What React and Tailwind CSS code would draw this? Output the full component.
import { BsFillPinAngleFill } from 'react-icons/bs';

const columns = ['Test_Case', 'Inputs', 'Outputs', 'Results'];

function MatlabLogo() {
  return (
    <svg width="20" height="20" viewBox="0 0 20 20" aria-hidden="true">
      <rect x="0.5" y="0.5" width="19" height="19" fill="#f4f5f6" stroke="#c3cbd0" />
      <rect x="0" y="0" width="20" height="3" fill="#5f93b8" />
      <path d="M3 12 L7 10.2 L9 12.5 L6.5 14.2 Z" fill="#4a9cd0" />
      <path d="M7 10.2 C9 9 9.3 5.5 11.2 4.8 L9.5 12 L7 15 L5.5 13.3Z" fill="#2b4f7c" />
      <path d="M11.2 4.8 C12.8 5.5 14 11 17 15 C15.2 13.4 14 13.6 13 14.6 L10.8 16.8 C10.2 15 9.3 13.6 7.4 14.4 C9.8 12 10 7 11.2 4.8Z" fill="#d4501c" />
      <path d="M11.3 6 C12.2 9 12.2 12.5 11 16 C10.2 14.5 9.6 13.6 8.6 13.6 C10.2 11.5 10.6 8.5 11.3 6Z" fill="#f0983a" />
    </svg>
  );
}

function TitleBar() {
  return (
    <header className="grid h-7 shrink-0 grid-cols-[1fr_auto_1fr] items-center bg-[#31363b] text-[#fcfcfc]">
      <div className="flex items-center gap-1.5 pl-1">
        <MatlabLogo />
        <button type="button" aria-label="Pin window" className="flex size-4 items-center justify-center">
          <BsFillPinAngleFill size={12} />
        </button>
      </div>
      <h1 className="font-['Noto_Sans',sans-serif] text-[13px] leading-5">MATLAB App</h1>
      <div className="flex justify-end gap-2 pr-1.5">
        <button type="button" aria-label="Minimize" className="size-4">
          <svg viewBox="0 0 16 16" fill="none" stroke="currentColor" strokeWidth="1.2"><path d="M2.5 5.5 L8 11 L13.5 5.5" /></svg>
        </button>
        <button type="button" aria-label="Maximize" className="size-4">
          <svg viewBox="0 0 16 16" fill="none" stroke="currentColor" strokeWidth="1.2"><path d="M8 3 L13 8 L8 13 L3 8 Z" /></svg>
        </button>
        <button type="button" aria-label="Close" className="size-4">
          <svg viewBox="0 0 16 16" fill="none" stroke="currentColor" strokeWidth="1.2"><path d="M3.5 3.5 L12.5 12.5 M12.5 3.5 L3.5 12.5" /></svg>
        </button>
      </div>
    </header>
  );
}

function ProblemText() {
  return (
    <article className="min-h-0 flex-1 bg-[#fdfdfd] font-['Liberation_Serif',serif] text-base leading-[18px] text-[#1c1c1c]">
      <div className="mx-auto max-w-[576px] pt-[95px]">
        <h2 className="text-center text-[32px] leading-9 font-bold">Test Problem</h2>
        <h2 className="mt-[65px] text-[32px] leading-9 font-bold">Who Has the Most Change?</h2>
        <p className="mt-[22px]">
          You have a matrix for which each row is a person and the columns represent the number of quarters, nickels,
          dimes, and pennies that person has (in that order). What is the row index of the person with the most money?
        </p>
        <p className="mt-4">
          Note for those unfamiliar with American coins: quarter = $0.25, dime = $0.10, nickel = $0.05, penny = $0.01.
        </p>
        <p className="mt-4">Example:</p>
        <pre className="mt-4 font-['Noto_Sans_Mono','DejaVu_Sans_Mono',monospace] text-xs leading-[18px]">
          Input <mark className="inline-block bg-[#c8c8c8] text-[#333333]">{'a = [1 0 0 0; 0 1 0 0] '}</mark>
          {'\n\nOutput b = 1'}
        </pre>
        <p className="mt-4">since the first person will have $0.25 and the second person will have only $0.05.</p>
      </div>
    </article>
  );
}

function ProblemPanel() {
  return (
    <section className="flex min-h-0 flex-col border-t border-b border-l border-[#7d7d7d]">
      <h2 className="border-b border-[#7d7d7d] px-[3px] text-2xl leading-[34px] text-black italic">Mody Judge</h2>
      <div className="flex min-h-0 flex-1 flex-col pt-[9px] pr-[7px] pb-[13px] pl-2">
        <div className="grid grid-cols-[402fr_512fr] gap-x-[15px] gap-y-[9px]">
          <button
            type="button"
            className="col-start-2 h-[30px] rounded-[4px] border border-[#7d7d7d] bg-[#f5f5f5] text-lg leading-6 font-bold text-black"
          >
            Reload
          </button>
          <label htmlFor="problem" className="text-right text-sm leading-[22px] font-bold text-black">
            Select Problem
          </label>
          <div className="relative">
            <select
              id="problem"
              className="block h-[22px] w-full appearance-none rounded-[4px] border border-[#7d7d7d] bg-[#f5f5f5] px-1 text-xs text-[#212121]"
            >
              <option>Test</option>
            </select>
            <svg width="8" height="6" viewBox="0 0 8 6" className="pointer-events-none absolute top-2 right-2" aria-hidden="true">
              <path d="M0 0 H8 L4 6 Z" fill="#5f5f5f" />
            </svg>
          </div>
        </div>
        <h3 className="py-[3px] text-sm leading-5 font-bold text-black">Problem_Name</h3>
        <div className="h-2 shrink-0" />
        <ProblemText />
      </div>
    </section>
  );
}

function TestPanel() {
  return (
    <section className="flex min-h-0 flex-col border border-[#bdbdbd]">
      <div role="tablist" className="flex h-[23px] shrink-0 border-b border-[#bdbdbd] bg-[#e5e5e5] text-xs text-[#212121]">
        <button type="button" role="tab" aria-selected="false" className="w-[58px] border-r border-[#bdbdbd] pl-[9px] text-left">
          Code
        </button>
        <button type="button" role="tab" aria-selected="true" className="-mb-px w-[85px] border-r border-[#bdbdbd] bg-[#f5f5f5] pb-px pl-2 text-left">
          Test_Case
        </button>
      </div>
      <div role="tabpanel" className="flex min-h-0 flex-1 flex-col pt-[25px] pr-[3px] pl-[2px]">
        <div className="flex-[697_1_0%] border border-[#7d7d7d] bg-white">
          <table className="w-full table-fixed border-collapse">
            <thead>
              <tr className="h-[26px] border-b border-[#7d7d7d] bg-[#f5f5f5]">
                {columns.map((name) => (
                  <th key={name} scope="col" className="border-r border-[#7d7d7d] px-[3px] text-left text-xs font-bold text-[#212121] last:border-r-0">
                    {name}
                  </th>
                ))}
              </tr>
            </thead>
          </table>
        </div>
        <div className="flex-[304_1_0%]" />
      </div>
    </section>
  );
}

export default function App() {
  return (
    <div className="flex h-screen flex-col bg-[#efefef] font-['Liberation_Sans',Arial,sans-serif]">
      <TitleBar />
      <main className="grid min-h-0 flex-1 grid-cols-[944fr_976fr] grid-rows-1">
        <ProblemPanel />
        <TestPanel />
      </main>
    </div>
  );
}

============================================================

SHORT PROBLEM:
Set every line of the listing down word for word.

EXERCISE ANSWER:
What React and Tailwind CSS code would draw this? Output the full component.
import { BsFillPinAngleFill } from 'react-icons/bs';

const columns = ['Test_Case', 'Inputs', 'Outputs', 'Results'];

function MatlabLogo() {
  return (
    <svg width="20" height="20" viewBox="0 0 20 20" aria-hidden="true">
      <rect x="0.5" y="0.5" width="19" height="19" fill="#f4f5f6" stroke="#c3cbd0" />
      <rect x="0" y="0" width="20" height="3" fill="#5f93b8" />
      <path d="M3 12 L7 10.2 L9 12.5 L6.5 14.2 Z" fill="#4a9cd0" />
      <path d="M7 10.2 C9 9 9.3 5.5 11.2 4.8 L9.5 12 L7 15 L5.5 13.3Z" fill="#2b4f7c" />
      <path d="M11.2 4.8 C12.8 5.5 14 11 17 15 C15.2 13.4 14 13.6 13 14.6 L10.8 16.8 C10.2 15 9.3 13.6 7.4 14.4 C9.8 12 10 7 11.2 4.8Z" fill="#d4501c" />
      <path d="M11.3 6 C12.2 9 12.2 12.5 11 16 C10.2 14.5 9.6 13.6 8.6 13.6 C10.2 11.5 10.6 8.5 11.3 6Z" fill="#f0983a" />
    </svg>
  );
}

function TitleBar() {
  return (
    <header className="grid h-7 shrink-0 grid-cols-[1fr_auto_1fr] items-center bg-[#31363b] text-[#fcfcfc]">
      <div className="flex items-center gap-1.5 pl-1">
        <MatlabLogo />
        <button type="button" aria-label="Pin window" className="flex size-4 items-center justify-center">
          <BsFillPinAngleFill size={12} />
        </button>
      </div>
      <h1 className="font-['Noto_Sans',sans-serif] text-[13px] leading-5">MATLAB App</h1>
      <div className="flex justify-end gap-2 pr-1.5">
        <button type="button" aria-label="Minimize" className="size-4">
          <svg viewBox="0 0 16 16" fill="none" stroke="currentColor" strokeWidth="1.2"><path d="M2.5 5.5 L8 11 L13.5 5.5" /></svg>
        </button>
        <button type="button" aria-label="Maximize" className="size-4">
          <svg viewBox="0 0 16 16" fill="none" stroke="currentColor" strokeWidth="1.2"><path d="M8 3 L13 8 L8 13 L3 8 Z" /></svg>
        </button>
        <button type="button" aria-label="Close" className="size-4">
          <svg viewBox="0 0 16 16" fill="none" stroke="currentColor" strokeWidth="1.2"><path d="M3.5 3.5 L12.5 12.5 M12.5 3.5 L3.5 12.5" /></svg>
        </button>
      </div>
    </header>
  );
}

function ProblemText() {
  return (
    <article className="min-h-0 flex-1 bg-[#fdfdfd] font-['Liberation_Serif',serif] text-base leading-[18px] text-[#1c1c1c]">
      <div className="mx-auto max-w-[576px] pt-[95px]">
        <h2 className="text-center text-[32px] leading-9 font-bold">Test Problem</h2>
        <h2 className="mt-[65px] text-[32px] leading-9 font-bold">Who Has the Most Change?</h2>
        <p className="mt-[22px]">
          You have a matrix for which each row is a person and the columns represent the number of quarters, nickels,
          dimes, and pennies that person has (in that order). What is the row index of the person with the most money?
        </p>
        <p className="mt-4">
          Note for those unfamiliar with American coins: quarter = $0.25, dime = $0.10, nickel = $0.05, penny = $0.01.
        </p>
        <p className="mt-4">Example:</p>
        <pre className="mt-4 font-['Noto_Sans_Mono','DejaVu_Sans_Mono',monospace] text-xs leading-[18px]">
          Input <mark className="inline-block bg-[#c8c8c8] text-[#333333]">{'a = [1 0 0 0; 0 1 0 0] '}</mark>
          {'\n\nOutput b = 1'}
        </pre>
        <p className="mt-4">since the first person will have $0.25 and the second person will have only $0.05.</p>
      </div>
    </article>
  );
}

function ProblemPanel() {
  return (
    <section className="flex min-h-0 flex-col border-t border-b border-l border-[#7d7d7d]">
      <h2 className="border-b border-[#7d7d7d] px-[3px] text-2xl leading-[34px] text-black italic">Mody Judge</h2>
      <div className="flex min-h-0 flex-1 flex-col pt-[9px] pr-[7px] pb-[13px] pl-2">
        <div className="grid grid-cols-[402fr_512fr] gap-x-[15px] gap-y-[9px]">
          <button
            type="button"
            className="col-start-2 h-[30px] rounded-[4px] border border-[#7d7d7d] bg-[#f5f5f5] text-lg leading-6 font-bold text-black"
          >
            Reload
          </button>
          <label htmlFor="problem" className="text-right text-sm leading-[22px] font-bold text-black">
            Select Problem
          </label>
          <div className="relative">
            <select
              id="problem"
              className="block h-[22px] w-full appearance-none rounded-[4px] border border-[#7d7d7d] bg-[#f5f5f5] px-1 text-xs text-[#212121]"
            >
              <option>Test</option>
            </select>
            <svg width="8" height="6" viewBox="0 0 8 6" className="pointer-events-none absolute top-2 right-2" aria-hidden="true">
              <path d="M0 0 H8 L4 6 Z" fill="#5f5f5f" />
            </svg>
          </div>
        </div>
        <h3 className="py-[3px] text-sm leading-5 font-bold text-black">Problem_Name</h3>
        <div className="h-2 shrink-0" />
        <ProblemText />
      </div>
    </section>
  );
}

function TestPanel() {
  return (
    <section className="flex min-h-0 flex-col border border-[#bdbdbd]">
      <div role="tablist" className="flex h-[23px] shrink-0 border-b border-[#bdbdbd] bg-[#e5e5e5] text-xs text-[#212121]">
        <button type="button" role="tab" aria-selected="false" className="w-[58px] border-r border-[#bdbdbd] pl-[9px] text-left">
          Code
        </button>
        <button type="button" role="tab" aria-selected="true" className="-mb-px w-[85px] border-r border-[#bdbdbd] bg-[#f5f5f5] pb-px pl-2 text-left">
          Test_Case
        </button>
      </div>
      <div role="tabpanel" className="flex min-h-0 flex-1 flex-col pt-[25px] pr-[3px] pl-[2px]">
        <div className="flex-[697_1_0%] border border-[#7d7d7d] bg-white">
          <table className="w-full table-fixed border-collapse">
            <thead>
              <tr className="h-[26px] border-b border-[#7d7d7d] bg-[#f5f5f5]">
                {columns.map((name) => (
                  <th key={name} scope="col" className="border-r border-[#7d7d7d] px-[3px] text-left text-xs font-bold text-[#212121] last:border-r-0">
                    {name}
                  </th>
                ))}
              </tr>
            </thead>
          </table>
        </div>
        <div className="flex-[304_1_0%]" />
      </div>
    </section>
  );
}

export default function App() {
  return (
    <div className="flex h-screen flex-col bg-[#efefef] font-['Liberation_Sans',Arial,sans-serif]">
      <TitleBar />
      <main className="grid min-h-0 flex-1 grid-cols-[944fr_976fr] grid-rows-1">
        <ProblemPanel />
        <TestPanel />
      </main>
    </div>
  );
}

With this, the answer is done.